As the 2020 holiday season comes into focus, it’s becoming clearer that the uptick in e-commerce orders, the persistent supply chain shortages, and reduced transportation capacity could turn into a “perfect storm” of challenges for companies across many industries.
“The 2020 holiday shopping season will close out an intense, unpredictable year for retailers and consumers alike,” the National Retail Federation (NRF) writes. “With ebbs and flows in retail sales and COVID-19 infection rates, retailers are entering an unprecedented holiday season.”
NRF expects 2020 retail sales overall to grow by 3.5%-4.1% to over $3.9 trillion despite uncertainty from the lingering trade war, coronavirus, and the presidential election. The U.S. e-commerce sector has become a force of its own during this period. Already growing year-over-year, U.S. e-commerce sales grew by 43% in September 2020 after increasing by 42% the prior month.
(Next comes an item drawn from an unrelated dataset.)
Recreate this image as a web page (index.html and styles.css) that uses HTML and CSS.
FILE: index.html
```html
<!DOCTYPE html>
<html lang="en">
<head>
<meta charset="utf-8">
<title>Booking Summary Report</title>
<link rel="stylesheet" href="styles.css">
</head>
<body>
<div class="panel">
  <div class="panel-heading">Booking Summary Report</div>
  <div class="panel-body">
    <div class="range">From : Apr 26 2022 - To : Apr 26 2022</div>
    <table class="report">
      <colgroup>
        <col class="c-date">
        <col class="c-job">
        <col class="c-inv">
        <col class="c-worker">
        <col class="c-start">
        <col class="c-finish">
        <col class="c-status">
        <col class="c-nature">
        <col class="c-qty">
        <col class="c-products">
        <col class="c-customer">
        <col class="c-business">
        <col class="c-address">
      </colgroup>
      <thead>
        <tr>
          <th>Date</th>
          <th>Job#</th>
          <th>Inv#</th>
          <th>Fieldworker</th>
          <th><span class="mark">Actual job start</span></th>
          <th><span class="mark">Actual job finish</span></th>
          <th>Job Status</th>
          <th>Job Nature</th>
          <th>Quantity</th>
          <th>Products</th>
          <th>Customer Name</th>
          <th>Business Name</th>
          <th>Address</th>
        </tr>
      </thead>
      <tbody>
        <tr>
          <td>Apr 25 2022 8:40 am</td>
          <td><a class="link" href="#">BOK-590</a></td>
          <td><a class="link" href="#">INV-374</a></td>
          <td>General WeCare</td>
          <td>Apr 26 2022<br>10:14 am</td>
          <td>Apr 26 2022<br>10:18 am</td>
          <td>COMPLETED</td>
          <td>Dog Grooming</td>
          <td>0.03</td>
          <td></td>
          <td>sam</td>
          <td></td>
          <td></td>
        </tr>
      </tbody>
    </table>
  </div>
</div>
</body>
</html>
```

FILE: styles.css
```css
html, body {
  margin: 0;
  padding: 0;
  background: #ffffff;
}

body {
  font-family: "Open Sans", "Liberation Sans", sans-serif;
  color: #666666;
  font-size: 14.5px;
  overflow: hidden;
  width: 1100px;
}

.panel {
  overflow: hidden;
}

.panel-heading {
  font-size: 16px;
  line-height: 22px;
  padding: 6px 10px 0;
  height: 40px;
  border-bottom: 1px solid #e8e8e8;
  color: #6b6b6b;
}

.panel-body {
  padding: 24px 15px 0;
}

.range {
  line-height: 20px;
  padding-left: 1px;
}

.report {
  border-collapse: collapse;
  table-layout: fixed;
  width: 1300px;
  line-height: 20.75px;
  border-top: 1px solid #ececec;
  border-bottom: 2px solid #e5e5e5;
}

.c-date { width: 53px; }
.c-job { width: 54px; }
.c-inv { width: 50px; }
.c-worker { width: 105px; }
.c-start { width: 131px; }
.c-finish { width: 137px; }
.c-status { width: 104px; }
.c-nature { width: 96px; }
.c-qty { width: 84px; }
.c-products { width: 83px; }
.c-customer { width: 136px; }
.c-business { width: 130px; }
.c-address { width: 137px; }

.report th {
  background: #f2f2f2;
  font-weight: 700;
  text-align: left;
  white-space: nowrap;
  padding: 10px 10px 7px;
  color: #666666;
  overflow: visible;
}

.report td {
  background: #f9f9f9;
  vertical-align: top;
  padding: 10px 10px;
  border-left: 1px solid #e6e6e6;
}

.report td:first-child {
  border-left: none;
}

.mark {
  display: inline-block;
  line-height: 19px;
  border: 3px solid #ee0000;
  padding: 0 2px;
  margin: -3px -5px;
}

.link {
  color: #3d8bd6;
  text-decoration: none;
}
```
“Both FedEx Corp. and United Parcel Service Inc. have told some of their largest shippers that most of their capacity is already spoken for and that any extra trailers with holiday orders will have to wait to be picked up, according to shipping consultants and retailers,” WSJ reports.
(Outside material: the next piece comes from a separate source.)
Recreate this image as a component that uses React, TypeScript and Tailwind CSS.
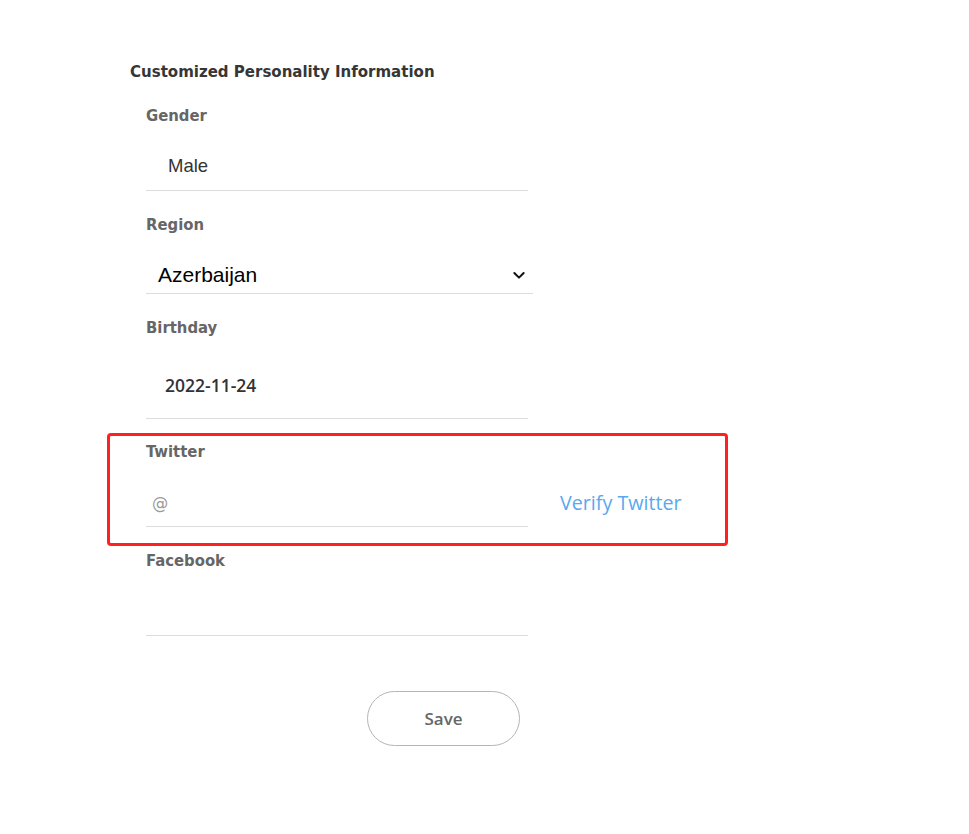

“Overloaded carriers are struggling to keep up with the expected surge in online orders during the peak holiday season.”
Managing the Frenzy
The trucking industry has been thrown into a frenzy as it works to address current challenges while also preparing both for the looming holiday shipping season and for what 2021 will bring. E-commerce velocity, for example, is expected to remain strong into the coming year as—even when COVID is no longer a threat—more consumers shop online versus visiting brick-and-mortar stores.
To adjust to these new realities, carriers appear to be acquiring more trailers than trucks right now. “Tender rejection rates continue to hover around all-time highs as carriers struggle to cover the recent freight boom, driving rates and revenues higher,” Freightwaves reports. “The last time this occurred carriers rushed to purchase record amounts of equipment in 2018. But this time around, trailers are the equipment of choice over tractors.”
The publication says preliminary trailer orders for September will be the third-highest month in history at 52,000 units. “This is part of a five-month trend of increasing dry van trailer orders that began in May of this year,” it says, noting that for the year overall, trailer orders are growing in relation to tractor orders.
“Trucking companies are having to adapt like many other businesses to an environment filled with questions about the near future. Investing in trailers over tractors is a far safer bet due to lower costs and the fact that they do not have to hire a driver to utilize them,” Freightwaves points out.
“The growth in trailers over tractors suggests carriers are more willing to drop empty and loaded trailers at shippers and their consignees instead of waiting at their facilities,” it adds. Under “normal” circumstances, carriers pick up loaded trailers after placing the empty ones—a process known as “drop and hook.”
Drop and hook is easier to manage if the carrier has spare trailers to work with as it “leads to fewer wait times that drain driver productivity,” Freightwaves explains. “This is also good for social distancing, which may also be contributing to the trailer pool growth.”
“Trucks aren’t Where the Loads are”
Commenting on the rush to acquire trailers that’s happening right now, DAT iQ’s Dean Croke told Talk Business & Politics that the old adage, “Trucks aren’t where the loads are,” is applicable right now because trucks are more likely to be running more empty miles and spending more time at the loading dock. “There’s a tendency to move light loads to drop trailers,” Croke says, “creating a backlog of equipment through networks.”
“When you’ve got a massive influx of e-commerce freight on a loading dock on the inbound side, you’ve got a big back up of trailers,” he continues. “The trailer people are telling us they’ve never had a higher utilization level of their trailers because they are both in demand and being used as on-site storage as they try to process this surge in demand.”